Some input from another fire tool maker. Hoop spines are one of the most difficult engineering problems I have encountered in this business to date. The delicate balance between stiffness, resilience, weight and durability is difficult to achieve. I can almost assure you that fire hoop makers do NOT use various flexible spines in order to sell you more hoops. My goal has always been to make tools that last a lifetime and why I offer a lifetime warranty (excluding the wicking material), designing them to fail only costs me money. Simply it is the most feasible solution to the issue I have found.

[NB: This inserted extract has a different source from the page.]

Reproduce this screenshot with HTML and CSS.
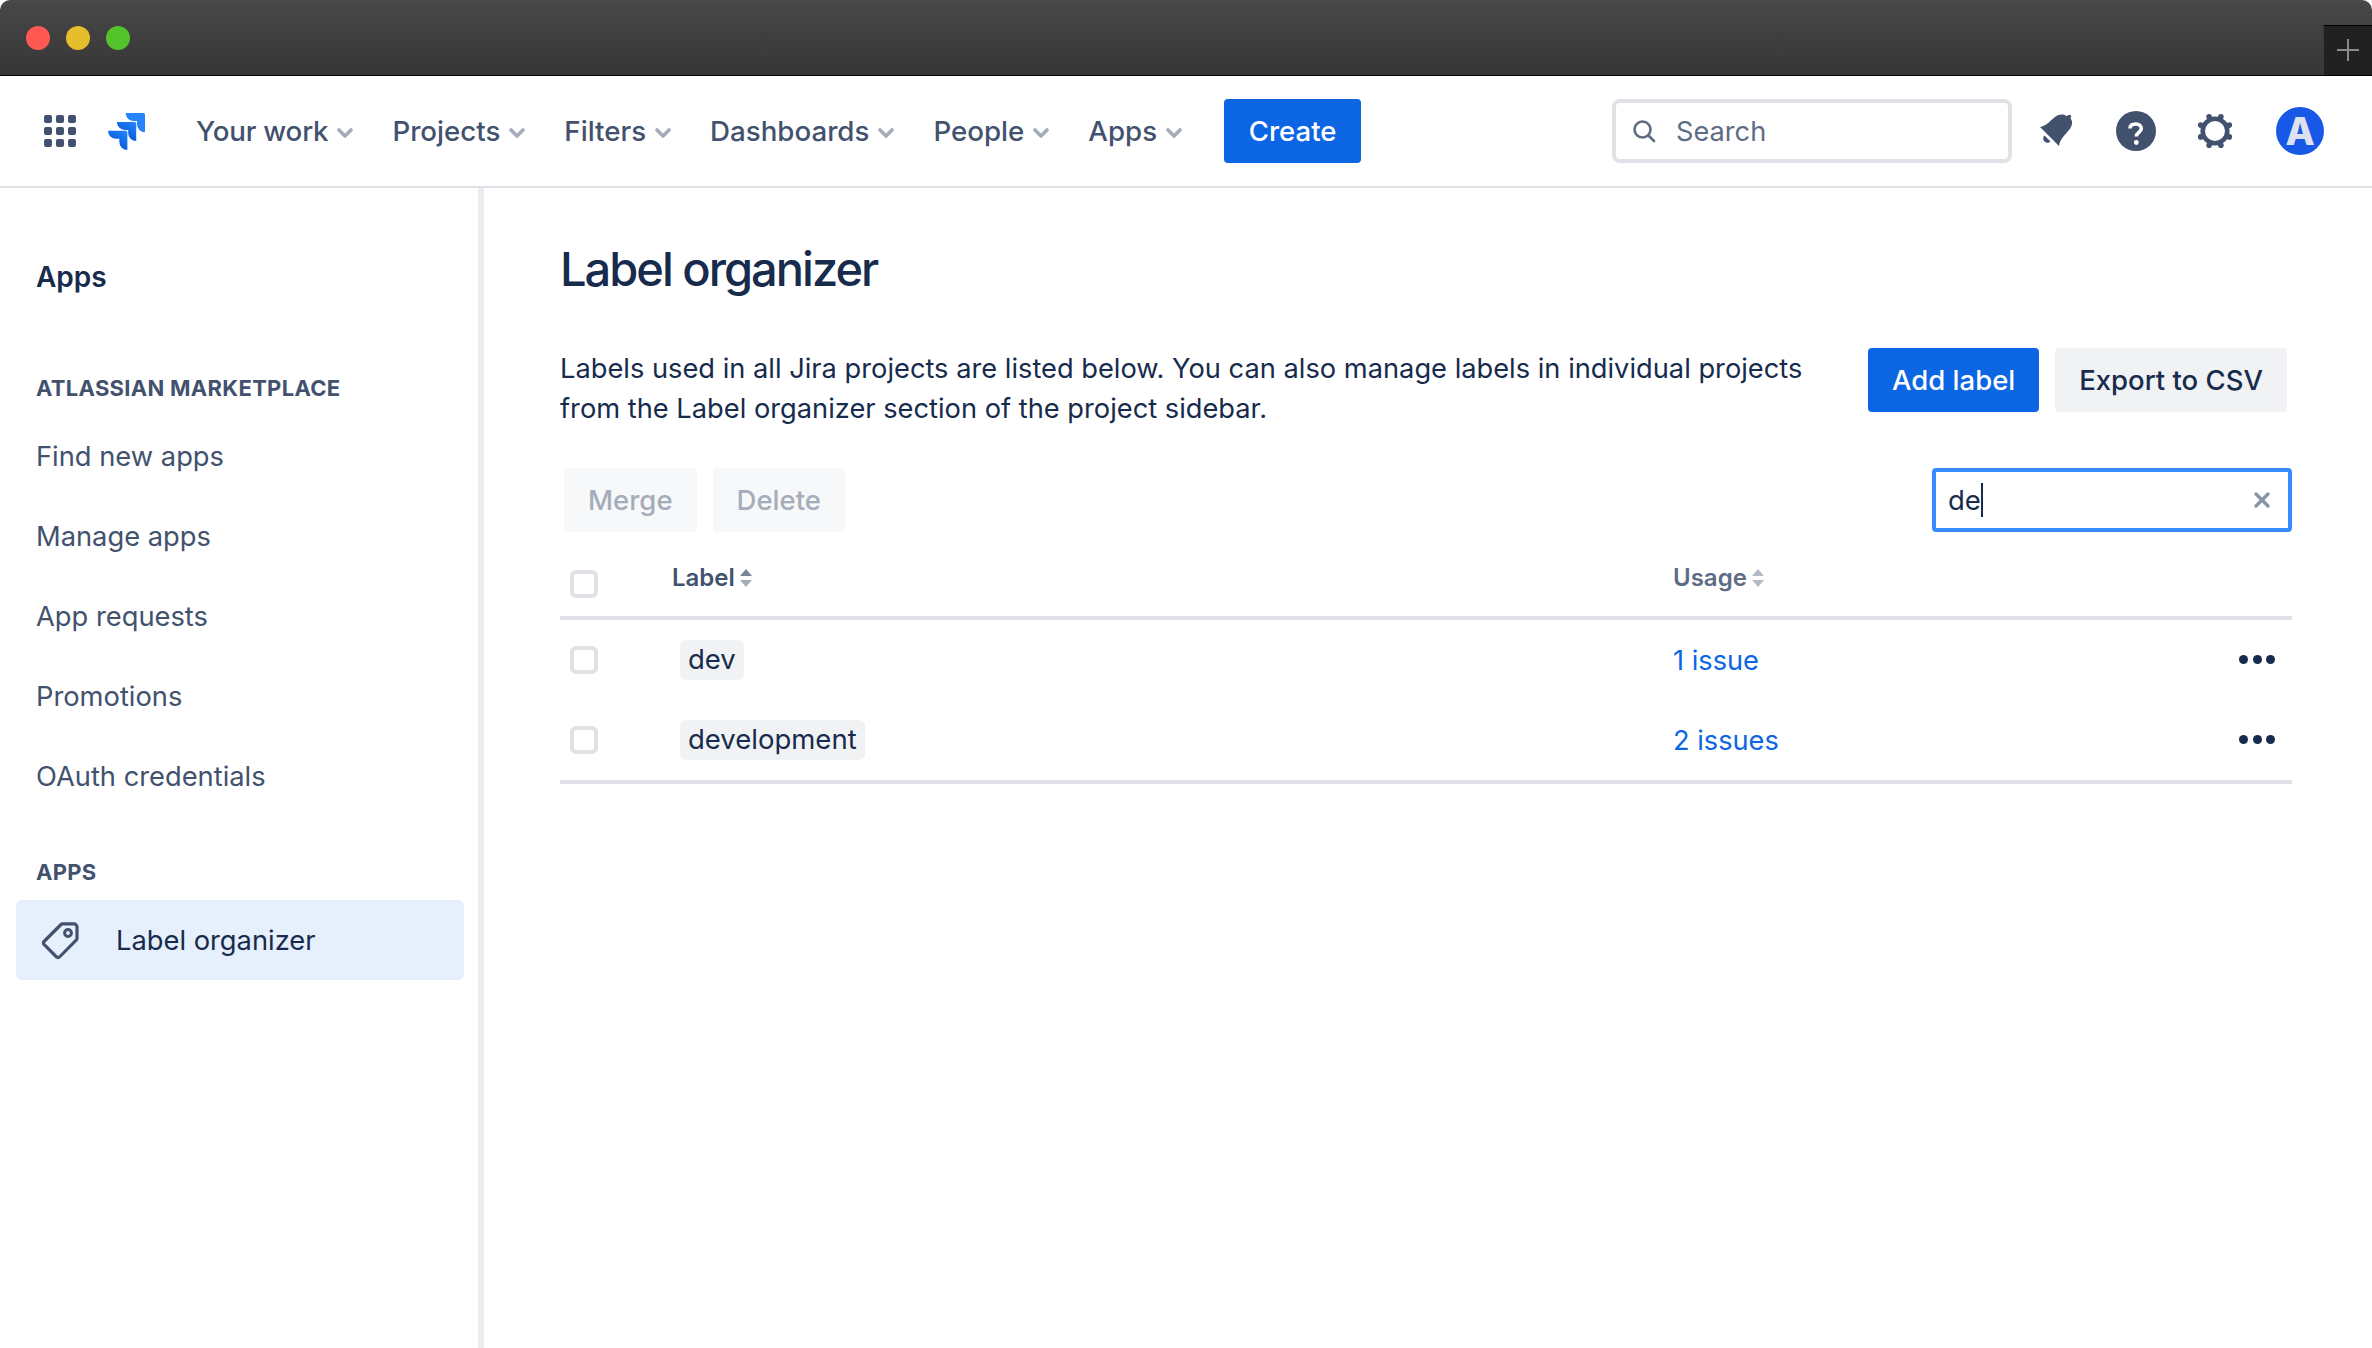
FILE: index.html
```html
<!DOCTYPE html>
<html lang="en">
<head>
<meta charset="utf-8">
<title>Label organizer</title>
<link rel="stylesheet" href="styles.css">
</head>
<body>
<div class="app">
  <header class="titlebar">
    <div class="lights">
      <span class="light red"></span>
      <span class="light yellow"></span>
      <span class="light green"></span>
    </div>
    <div class="newtab"><svg width="22" height="22" viewBox="0 0 22 22"><path d="M11 0V22M0 11H22" stroke="#8a8a8a" stroke-width="2" fill="none"/></svg></div>
  </header>
  <nav class="topnav">
    <svg class="grid-icon" width="32" height="32" viewBox="0 0 32 32" fill="#42526e">
      <rect x="0" y="0" width="8" height="8" rx="2"/><rect x="12" y="0" width="8" height="8" rx="2"/><rect x="24" y="0" width="8" height="8" rx="2"/>
      <rect x="0" y="12" width="8" height="8" rx="2"/><rect x="12" y="12" width="8" height="8" rx="2"/><rect x="24" y="12" width="8" height="8" rx="2"/>
      <rect x="0" y="24" width="8" height="8" rx="2"/><rect x="12" y="24" width="8" height="8" rx="2"/><rect x="24" y="24" width="8" height="8" rx="2"/>
    </svg>
    <svg class="logo" width="37" height="37" viewBox="0 0 24 24">
      <defs>
        <linearGradient id="lg1" x1="1" y1="0" x2="0.3" y2="1"><stop offset="0" stop-color="#2684ff"/><stop offset="1" stop-color="#0052cc"/></linearGradient>
      </defs>
      <path fill="#2684ff" d="M23.013 0H11.455a5.215 5.215 0 0 0 5.215 5.215h2.129v2.057A5.215 5.215 0 0 0 24 12.483V1.005A1.001 1.001 0 0 0 23.013 0z"/>
      <path fill="url(#lg1)" d="M17.296 5.757H5.736a5.215 5.215 0 0 0 5.215 5.214h2.129v2.058a5.218 5.218 0 0 0 5.215 5.214V6.758a1.001 1.001 0 0 0-1.001-1.001z"/>
      <path fill="url(#lg1)" d="M11.571 11.513H0a5.218 5.218 0 0 0 5.232 5.215h2.13v2.057A5.215 5.215 0 0 0 12.575 24V12.518a1.005 1.005 0 0 0-1.005-1.005z"/>
    </svg>
    <ul class="menu">
      <li class="menu-item tight">Your work<svg class="chev" width="16" height="10" viewBox="0 0 16 10"><path d="M2 2l6 6 6-6" fill="none" stroke="#a5adba" stroke-width="3.6" stroke-linecap="round" stroke-linejoin="round"/></svg></li>
      <li class="menu-item">Projects<svg class="chev" width="16" height="10" viewBox="0 0 16 10"><path d="M2 2l6 6 6-6" fill="none" stroke="#a5adba" stroke-width="3.6" stroke-linecap="round" stroke-linejoin="round"/></svg></li>
      <li class="menu-item">Filters<svg class="chev" width="16" height="10" viewBox="0 0 16 10"><path d="M2 2l6 6 6-6" fill="none" stroke="#a5adba" stroke-width="3.6" stroke-linecap="round" stroke-linejoin="round"/></svg></li>
      <li class="menu-item">Dashboards<svg class="chev" width="16" height="10" viewBox="0 0 16 10"><path d="M2 2l6 6 6-6" fill="none" stroke="#a5adba" stroke-width="3.6" stroke-linecap="round" stroke-linejoin="round"/></svg></li>
      <li class="menu-item">People<svg class="chev" width="16" height="10" viewBox="0 0 16 10"><path d="M2 2l6 6 6-6" fill="none" stroke="#a5adba" stroke-width="3.6" stroke-linecap="round" stroke-linejoin="round"/></svg></li>
      <li class="menu-item">Apps<svg class="chev" width="16" height="10" viewBox="0 0 16 10"><path d="M2 2l6 6 6-6" fill="none" stroke="#a5adba" stroke-width="3.6" stroke-linecap="round" stroke-linejoin="round"/></svg></li>
    </ul>
    <button class="btn primary create">Create</button>
    <div class="search">
      <svg width="24" height="24" viewBox="0 0 24 24"><circle cx="10.5" cy="10.5" r="8" fill="none" stroke="#5e6c84" stroke-width="2.6"/><path d="M16.5 16.5L22 22" stroke="#5e6c84" stroke-width="2.6" stroke-linecap="round"/></svg>
      <span class="search-text">Search</span>
    </div>
    <svg class="icon bell" width="36" height="36" viewBox="0 0 36 36" fill="#42526e">
      <path d="M2 14C8 13 12 8 17 4C21 1 26 1 28 3L31 2a1.500 1.500 0 0 1 2 2L32.500 5.500C35 8 34.500 13 31 17C27 22 22 26 21 33z"/>
      <path d="M6.500 22.500L12.500 28.500A4.200 4.200 0 0 1 6.500 22.500z"/>
    </svg>
    <svg class="icon help" width="40" height="40" viewBox="0 0 40 40">
      <circle cx="20" cy="20" r="20" fill="#42526e"/>
      <path d="M14 17.500c0-3 2.500-4.500 5.800-4.500 3.300 0 5.500 1.900 5.500 4.500 0 3.900-5 3.900-5 8" fill="none" stroke="#fff" stroke-width="3.600"/>
      <circle cx="20.300" cy="31.500" r="2.400" fill="#fff"/>
    </svg>
    <svg class="icon gear" width="38" height="38" viewBox="0 0 38 38" fill="#42526e">
      <circle cx="19" cy="19" r="12.300" fill="none" stroke="#42526e" stroke-width="4.600"/>
      <circle cx="33.300" cy="13.100" r="2.800"/><circle cx="33.300" cy="24.900" r="2.800"/><circle cx="4.700" cy="13.100" r="2.800"/><circle cx="4.700" cy="24.900" r="2.800"/>
      <circle cx="13.100" cy="4.700" r="2.800"/><circle cx="24.900" cy="4.700" r="2.800"/><circle cx="13.100" cy="33.300" r="2.800"/><circle cx="24.900" cy="33.300" r="2.800"/>
    </svg>
    <div class="avatar">A</div>
  </nav>
  <div class="body">
    <aside class="sidebar">
      <div class="side-title">Apps</div>
      <div class="side-heading first">ATLASSIAN MARKETPLACE</div>
      <a class="side-link">Find new apps</a>
      <a class="side-link">Manage apps</a>
      <a class="side-link">App requests</a>
      <a class="side-link">Promotions</a>
      <a class="side-link">OAuth credentials</a>
      <div class="side-heading second">APPS</div>
      <a class="side-link selected">
        <svg width="40" height="40" viewBox="0 0 40 40"><path d="M3 21.500L20 4.500a2 2 0 0 1 1.400-.6h11.600a3 3 0 0 1 3 3v11.600a2 2 0 0 1-.6 1.400L18.500 37a2 2 0 0 1-2.900 0L3 24.400a2 2 0 0 1 0-2.900z" fill="none" stroke="#42526e" stroke-width="3.200" stroke-linejoin="round"/><circle cx="27" cy="13" r="3.400" fill="none" stroke="#42526e" stroke-width="3"/></svg>
        <span>Label organizer</span>
      </a>
    </aside>
    <main class="content">
      <h1 class="title">Label organizer</h1>
      <div class="intro">
        <p class="intro-text">Labels used in all Jira projects are listed below. You can also manage labels in individual projects from the Label organizer section of the project sidebar.</p>
        <div class="intro-actions">
          <button class="btn primary">Add label</button>
          <button class="btn subtle">Export to CSV</button>
        </div>
      </div>
      <div class="toolbar">
        <button class="btn disabled">Merge</button>
        <button class="btn disabled">Delete</button>
        <div class="filter">
          <span class="filter-value">de</span><span class="caret"></span>
          <svg class="filter-clear" width="16" height="16" viewBox="0 0 16 16"><path d="M2 2L14 14M14 2L2 14" stroke="#8993a4" stroke-width="3.200" stroke-linecap="round"/></svg>
        </div>
      </div>
      <div class="table">
        <div class="row head">
          <span class="check head-check"></span>
          <span class="col-label th">Label<svg class="sort" width="14" height="18" viewBox="0 0 14 18"><path d="M7 0l6 7H1z" fill="#7a869a"/><path d="M7 18l6-7H1z" fill="#a5adba"/></svg></span>
          <span class="col-usage th light">Usage<svg class="sort" width="14" height="18" viewBox="0 0 14 18"><path d="M7 0l6 7H1z" fill="#b3bac5"/><path d="M7 18l6-7H1z" fill="#b3bac5"/></svg></span>
        </div>
        <div class="row item">
          <span class="check"></span>
          <span class="col-label"><span class="tag">dev</span></span>
          <a class="col-usage link">1 issue</a>
          <span class="dots"><i></i><i></i><i></i></span>
        </div>
        <div class="row item">
          <span class="check"></span>
          <span class="col-label"><span class="tag">development</span></span>
          <a class="col-usage link">2 issues</a>
          <span class="dots"><i></i><i></i><i></i></span>
        </div>
      </div>
    </main>
  </div>
</div>
</body>
</html>
```

FILE: styles.css
```css
* { box-sizing: border-box; }
html, body { margin: 0; height: 100%; background: #fff; overflow: hidden; }
body { font-family: "Inter", "Liberation Sans", sans-serif; font-size: 27.5px; color: #172b4d; }
.app { display: flex; flex-direction: column; height: 1348px; }

.titlebar {
  height: 76px; flex: none; display: flex; justify-content: space-between; align-items: flex-end;
  background: linear-gradient(#4a4a4a 0, #474747 4px, #363636 100%);
  border-bottom: 1px solid #000; border-radius: 10px 10px 0 0;
}
.lights { display: flex; gap: 16px; padding: 0 0 25px 26px; }
.light { width: 24px; height: 24px; border-radius: 50%; }
.red { background: #fe5953; }
.yellow { background: #e6bd2b; }
.green { background: #53c22b; }
.newtab { width: 49px; height: 50px; background: #212121; border-top: 1px solid #000; border-left: 1px solid #3a3a3a; display: flex; align-items: center; justify-content: center; padding-bottom: 2px; }

.topnav { height: 112px; flex: none; display: flex; align-items: center; padding: 0 48px 0 44px; border-bottom: 2px solid #dfe1e6; }
.grid-icon { flex: none; }
.logo { flex: none; margin-left: 32px; }
.menu { display: flex; list-style: none; margin: 0 0 0 51px; padding: 0; gap: 39px; font-size: 27.7px; }
.menu-item { display: flex; align-items: center; color: #42526e; font-weight: 500; white-space: nowrap; }
.menu-item.tight { letter-spacing: -0.2px; }
.chev { margin-left: 9px; margin-top: 4px; }
.btn { font: inherit; font-weight: 500; height: 64px; padding: 0 24px; border: 0; border-radius: 4px; white-space: nowrap; }
.primary { background: #0c66e4; color: #fff; }
.subtle { background: #f1f2f4; color: #172b4d; }
.disabled { background: #f7f8f9; color: #a5adba; }
.create { margin-left: 42px; margin-right: auto; width: 137px; padding: 0; }
.search { width: 400px; height: 64px; border: 4px solid #dfe1e6; border-radius: 8px; display: flex; align-items: center; padding-left: 16px; gap: 20px; color: #5e6c84; margin-right: 26px; font-size: 27.2px; }
.search-text { line-height: 1; padding-top: 2px; }
.icon { flex: none; }
.bell { margin-right: 42px; }
.help { margin-right: 40px; }
.gear { margin-right: 42px; }
.avatar { width: 48px; height: 48px; border-radius: 50%; background: #1858e6; color: #dfe1f0; font-weight: 800; font-size: 38px; display: flex; align-items: center; justify-content: center; flex: none; }

.body { flex: 1; display: flex; min-height: 0; }
.sidebar { width: 484px; flex: none; border-right: 6px solid #ebecf0; padding: 0 14px 0 16px; display: flex; flex-direction: column; font-size: 27.3px; }
.side-title { font-weight: 600; padding: 72px 0 0 20px; line-height: 34px; margin-bottom: 80px; font-size: 28px; }
.side-heading { font-size: 22px; font-weight: 700; color: #42526e; padding-left: 20px; line-height: 28px; letter-spacing: 0.3px; }
.side-heading.first { margin-bottom: 14px; }
.side-heading.second { margin-top: 42px; margin-bottom: 14px; }
.side-link { height: 80px; display: flex; align-items: center; padding-left: 20px; color: #42526e; }
.side-link.selected { background: #e6effc; border-radius: 6px; color: #172b4d; gap: 35px; padding-left: 25px; }

.content { flex: 1; padding: 0 80px 0 76px; min-width: 0; }
.title { font-size: 47px; font-weight: 500; margin: 53px 0 0; line-height: 56px; letter-spacing: -2px; }
.intro { display: flex; justify-content: space-between; margin-top: 51px; }
.intro-text { width: 1270px; margin: 0; padding-top: 1px; line-height: 40px; font-size: 27.25px; }
.intro-actions { display: flex; gap: 16px; margin-right: 5px; flex: none; }
.toolbar { display: flex; gap: 16px; align-items: center; margin-top: 39px; padding-left: 4px; }
.filter { margin-left: auto; width: 360px; height: 64px; border: 4px solid #388bff; border-radius: 4px; display: flex; align-items: center; padding-left: 12px; position: relative; }
.caret { width: 2px; height: 34px; background: #172b4d; }
.filter-clear { position: absolute; right: 18px; top: 20px; }

.table { margin-top: 0; }
.row { display: flex; align-items: center; position: relative; }
.head { height: 88px; border-bottom: 4px solid #dfe1e6; }
.item { height: 80px; }
.item:last-child { height: 84px; border-bottom: 4px solid #dfe1e6; }
.check { width: 28px; height: 28px; border: 4px solid #dfe1e6; border-radius: 6px; margin-left: 10px; flex: none; }
.head-check { margin-top: 20px; }
.col-label { flex: none; display: flex; align-items: center; }
.col-usage { flex: none; display: flex; align-items: center; }
.th { font-size: 24px; font-weight: 600; color: #42526e; margin-top: 7px; }
.th.light { color: #5e6c84; }
.sort { margin-left: 4px; flex: none; }
.head .col-label { margin-left: 74px; width: 1001px; }
.item .col-label { margin-left: 82px; width: 993px; }
.tag { background: #f1f2f4; border-radius: 6px; height: 40px; padding: 0 8px 2px; display: flex; align-items: center; }
.link { color: #0c66e4; font-size: 27.2px; }
.dots { position: absolute; right: 17px; top: 40px; display: flex; gap: 4.5px; margin-top: -5px; }
.dots i { width: 9px; height: 9px; border-radius: 50%; background: #172b4d; }
```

From a materials standpoint any material that repeatedly gets bent beyond a certain range will weaken and fail. This holds true with both flexible and rigid spines. In fact I'm curious with what rigid spines you have used that are more durable than flexible ones.
The fuel used has little effect on longevity. The biggest factor is if you "kink" the material. If you are bending your spines, for whatever reason, so much that they need straightening they will eventually fail due to work hardening. Unfortunately there is no magic bullet solution here, although that hasn't kept me from trying!
I just had one of my flexible spines (non-removable) unravel. But it was after a year of HEAVY use, lighting up 3 to 4 times a week+ 5 times or more on performance nights. I'm really impressed they all lasted as long as they did. I figure that since the wicking on the whole hoop needs to be refreshed I'll just replace the whole hoop. Maybe that's just the nature of fire hoops?
One of the first rigid spine hoops I made over 10 years ago is still in use. Don't be too impressed. :) But a year of heavy use IS a lot of wear and tear on any tool. Ya gotta think: fire, vibration, dropping, and the occasional accident.... We don't need to make something with a limited lifespan, there's already some pretty incredible stresses on these things. Most of our focus is keeping them in the game.